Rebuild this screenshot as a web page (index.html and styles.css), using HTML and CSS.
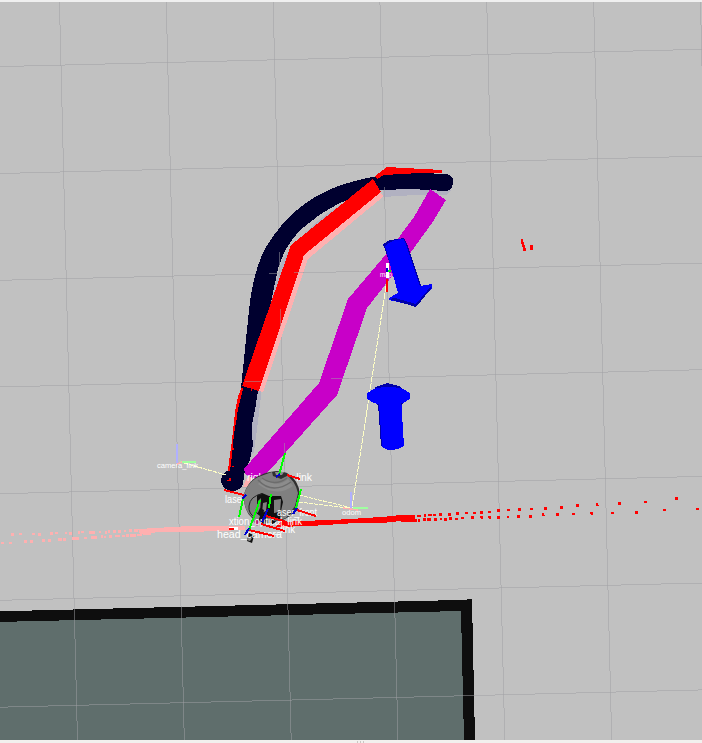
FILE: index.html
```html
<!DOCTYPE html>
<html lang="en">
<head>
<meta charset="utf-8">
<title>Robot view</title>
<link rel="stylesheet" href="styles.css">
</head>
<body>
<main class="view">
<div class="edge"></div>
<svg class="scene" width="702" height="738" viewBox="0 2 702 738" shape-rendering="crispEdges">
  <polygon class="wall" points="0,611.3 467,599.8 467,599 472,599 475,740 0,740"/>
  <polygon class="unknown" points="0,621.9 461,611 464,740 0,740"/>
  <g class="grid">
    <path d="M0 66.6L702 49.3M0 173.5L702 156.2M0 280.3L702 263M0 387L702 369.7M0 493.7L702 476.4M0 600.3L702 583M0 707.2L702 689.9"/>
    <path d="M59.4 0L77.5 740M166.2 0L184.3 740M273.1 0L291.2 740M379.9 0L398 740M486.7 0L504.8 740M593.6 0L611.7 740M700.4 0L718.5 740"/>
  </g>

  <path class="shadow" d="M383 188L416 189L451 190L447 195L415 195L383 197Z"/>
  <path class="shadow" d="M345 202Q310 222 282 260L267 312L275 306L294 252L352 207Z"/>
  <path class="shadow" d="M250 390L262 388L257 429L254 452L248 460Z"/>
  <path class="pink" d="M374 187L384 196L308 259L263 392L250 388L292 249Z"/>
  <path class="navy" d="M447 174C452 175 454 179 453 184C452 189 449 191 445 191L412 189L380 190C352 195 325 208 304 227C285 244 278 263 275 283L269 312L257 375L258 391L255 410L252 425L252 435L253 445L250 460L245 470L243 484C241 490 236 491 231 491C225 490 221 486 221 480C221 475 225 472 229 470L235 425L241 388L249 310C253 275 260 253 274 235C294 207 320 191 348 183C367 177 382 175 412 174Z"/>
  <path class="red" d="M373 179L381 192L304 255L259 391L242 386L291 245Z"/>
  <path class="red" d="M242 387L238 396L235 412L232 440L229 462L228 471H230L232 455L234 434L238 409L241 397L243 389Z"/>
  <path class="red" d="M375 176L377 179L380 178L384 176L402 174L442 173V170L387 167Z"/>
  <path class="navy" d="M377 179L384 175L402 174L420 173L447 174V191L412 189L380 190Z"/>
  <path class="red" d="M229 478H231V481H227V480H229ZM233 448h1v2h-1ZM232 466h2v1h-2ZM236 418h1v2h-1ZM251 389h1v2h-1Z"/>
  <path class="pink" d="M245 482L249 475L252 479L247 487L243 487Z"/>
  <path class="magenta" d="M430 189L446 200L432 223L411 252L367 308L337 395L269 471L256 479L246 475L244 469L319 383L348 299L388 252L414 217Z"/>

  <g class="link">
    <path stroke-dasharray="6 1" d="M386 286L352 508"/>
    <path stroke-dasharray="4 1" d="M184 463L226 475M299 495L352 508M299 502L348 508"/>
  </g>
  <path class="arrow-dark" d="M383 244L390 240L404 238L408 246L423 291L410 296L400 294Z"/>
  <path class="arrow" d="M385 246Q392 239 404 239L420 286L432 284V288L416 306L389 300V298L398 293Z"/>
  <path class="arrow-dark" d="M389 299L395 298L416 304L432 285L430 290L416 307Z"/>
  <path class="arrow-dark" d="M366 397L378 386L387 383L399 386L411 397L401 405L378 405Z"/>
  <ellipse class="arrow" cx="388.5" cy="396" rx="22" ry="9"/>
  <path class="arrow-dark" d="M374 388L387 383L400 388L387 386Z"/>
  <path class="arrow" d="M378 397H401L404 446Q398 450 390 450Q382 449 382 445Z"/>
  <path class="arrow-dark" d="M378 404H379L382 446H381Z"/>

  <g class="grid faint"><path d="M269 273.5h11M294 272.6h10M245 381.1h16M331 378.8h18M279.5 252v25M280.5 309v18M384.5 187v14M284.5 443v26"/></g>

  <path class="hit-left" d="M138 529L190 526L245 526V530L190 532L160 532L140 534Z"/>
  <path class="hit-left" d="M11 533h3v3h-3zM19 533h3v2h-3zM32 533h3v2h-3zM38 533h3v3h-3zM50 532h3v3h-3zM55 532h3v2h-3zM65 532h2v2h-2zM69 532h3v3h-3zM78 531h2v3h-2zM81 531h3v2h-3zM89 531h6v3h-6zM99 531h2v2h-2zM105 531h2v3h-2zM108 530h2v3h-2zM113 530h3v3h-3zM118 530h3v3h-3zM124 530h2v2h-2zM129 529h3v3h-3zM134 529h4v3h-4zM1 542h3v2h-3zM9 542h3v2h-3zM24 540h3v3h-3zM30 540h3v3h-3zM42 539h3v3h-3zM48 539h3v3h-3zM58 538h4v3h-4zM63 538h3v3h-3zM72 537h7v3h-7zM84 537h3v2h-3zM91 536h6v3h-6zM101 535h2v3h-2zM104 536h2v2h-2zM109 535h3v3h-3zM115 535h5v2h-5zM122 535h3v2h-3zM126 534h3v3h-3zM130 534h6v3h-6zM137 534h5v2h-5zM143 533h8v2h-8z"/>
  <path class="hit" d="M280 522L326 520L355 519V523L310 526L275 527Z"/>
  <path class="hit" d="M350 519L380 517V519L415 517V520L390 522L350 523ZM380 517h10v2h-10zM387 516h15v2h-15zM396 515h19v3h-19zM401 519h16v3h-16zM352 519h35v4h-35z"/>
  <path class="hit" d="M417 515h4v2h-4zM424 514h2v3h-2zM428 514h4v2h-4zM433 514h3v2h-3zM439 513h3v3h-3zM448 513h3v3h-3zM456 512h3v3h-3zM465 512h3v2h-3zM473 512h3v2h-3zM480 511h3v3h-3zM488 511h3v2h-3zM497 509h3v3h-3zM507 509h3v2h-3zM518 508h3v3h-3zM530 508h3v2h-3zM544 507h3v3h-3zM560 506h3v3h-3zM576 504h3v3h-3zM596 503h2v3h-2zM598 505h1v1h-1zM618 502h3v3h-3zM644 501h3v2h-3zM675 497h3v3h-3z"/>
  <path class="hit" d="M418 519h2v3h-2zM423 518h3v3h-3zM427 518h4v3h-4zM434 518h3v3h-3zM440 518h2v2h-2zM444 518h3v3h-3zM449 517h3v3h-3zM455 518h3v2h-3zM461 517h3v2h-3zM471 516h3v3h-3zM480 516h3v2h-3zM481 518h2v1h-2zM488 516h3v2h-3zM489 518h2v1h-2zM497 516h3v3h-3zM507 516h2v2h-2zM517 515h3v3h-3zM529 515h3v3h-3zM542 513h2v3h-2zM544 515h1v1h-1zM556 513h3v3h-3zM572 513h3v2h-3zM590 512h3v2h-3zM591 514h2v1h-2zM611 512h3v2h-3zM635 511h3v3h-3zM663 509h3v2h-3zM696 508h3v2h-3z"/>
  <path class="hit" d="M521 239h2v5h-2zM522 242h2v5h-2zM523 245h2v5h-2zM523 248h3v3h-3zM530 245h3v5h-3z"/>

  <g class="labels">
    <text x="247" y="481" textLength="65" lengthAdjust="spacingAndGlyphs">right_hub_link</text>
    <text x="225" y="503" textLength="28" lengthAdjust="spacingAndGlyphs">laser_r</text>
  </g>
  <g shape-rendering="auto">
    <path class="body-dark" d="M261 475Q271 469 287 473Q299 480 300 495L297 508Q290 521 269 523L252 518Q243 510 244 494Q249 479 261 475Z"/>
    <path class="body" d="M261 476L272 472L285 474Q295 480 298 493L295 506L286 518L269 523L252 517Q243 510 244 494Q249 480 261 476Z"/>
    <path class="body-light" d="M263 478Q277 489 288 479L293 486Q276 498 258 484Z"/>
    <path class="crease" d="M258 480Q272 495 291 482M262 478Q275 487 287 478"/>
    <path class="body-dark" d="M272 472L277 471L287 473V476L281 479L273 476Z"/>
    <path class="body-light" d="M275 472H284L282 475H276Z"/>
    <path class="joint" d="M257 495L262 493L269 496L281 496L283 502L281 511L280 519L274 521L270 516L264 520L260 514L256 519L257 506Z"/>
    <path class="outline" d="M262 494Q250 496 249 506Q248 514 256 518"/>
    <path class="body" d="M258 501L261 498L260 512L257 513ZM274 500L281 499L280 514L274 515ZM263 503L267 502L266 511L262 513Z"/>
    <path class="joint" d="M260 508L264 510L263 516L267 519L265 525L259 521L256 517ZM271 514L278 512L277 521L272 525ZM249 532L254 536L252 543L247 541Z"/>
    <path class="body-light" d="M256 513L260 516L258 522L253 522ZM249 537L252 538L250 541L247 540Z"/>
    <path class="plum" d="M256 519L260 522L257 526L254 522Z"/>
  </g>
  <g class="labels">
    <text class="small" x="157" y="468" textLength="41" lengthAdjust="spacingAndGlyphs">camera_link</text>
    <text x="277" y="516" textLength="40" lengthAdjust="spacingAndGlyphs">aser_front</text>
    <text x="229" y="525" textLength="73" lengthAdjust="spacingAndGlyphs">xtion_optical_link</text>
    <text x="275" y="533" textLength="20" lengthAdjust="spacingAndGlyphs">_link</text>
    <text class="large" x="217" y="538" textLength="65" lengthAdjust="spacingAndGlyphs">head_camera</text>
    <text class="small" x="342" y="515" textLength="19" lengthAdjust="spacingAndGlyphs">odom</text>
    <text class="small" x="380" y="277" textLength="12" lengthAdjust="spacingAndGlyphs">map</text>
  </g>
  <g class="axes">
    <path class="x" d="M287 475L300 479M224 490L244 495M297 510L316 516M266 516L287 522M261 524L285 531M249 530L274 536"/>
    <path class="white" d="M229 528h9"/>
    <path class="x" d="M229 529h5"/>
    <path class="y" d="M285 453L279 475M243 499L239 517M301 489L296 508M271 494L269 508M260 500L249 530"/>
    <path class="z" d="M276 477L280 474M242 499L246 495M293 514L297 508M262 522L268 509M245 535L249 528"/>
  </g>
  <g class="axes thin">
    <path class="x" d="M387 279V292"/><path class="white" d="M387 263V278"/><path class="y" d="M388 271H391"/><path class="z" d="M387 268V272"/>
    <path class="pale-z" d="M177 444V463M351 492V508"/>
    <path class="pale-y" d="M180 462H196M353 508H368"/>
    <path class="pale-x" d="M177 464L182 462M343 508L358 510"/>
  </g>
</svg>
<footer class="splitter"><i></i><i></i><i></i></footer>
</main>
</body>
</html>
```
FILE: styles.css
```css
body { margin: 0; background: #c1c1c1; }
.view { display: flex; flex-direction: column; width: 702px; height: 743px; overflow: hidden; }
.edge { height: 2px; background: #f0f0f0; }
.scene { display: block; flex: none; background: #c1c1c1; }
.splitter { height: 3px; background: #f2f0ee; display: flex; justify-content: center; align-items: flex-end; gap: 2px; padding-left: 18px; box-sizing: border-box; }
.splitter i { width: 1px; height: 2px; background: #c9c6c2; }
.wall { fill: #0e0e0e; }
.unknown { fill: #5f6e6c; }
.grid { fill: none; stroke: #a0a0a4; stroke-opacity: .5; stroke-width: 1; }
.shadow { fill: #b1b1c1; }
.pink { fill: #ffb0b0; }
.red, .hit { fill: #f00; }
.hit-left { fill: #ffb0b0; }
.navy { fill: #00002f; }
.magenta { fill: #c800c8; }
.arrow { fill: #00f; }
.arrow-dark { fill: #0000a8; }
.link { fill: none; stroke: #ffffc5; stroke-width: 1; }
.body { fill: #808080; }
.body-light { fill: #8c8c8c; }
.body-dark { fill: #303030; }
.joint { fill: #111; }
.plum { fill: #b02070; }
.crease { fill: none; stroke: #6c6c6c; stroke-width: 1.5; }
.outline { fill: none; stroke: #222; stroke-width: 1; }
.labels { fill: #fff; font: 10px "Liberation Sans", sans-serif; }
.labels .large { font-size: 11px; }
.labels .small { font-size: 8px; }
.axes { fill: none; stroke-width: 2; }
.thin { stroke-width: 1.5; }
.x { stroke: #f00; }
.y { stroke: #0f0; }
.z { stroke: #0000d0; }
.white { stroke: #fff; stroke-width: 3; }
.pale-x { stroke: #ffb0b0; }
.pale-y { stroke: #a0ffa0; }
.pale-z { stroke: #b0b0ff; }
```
_ _ _ _
§ **The problem**
Pull every line containing the word "index" out of the material and copy it.

§ **Worked solution**
Rebuild this screenshot as a web page (index.html and styles.css), using HTML and CSS.
FILE: index.html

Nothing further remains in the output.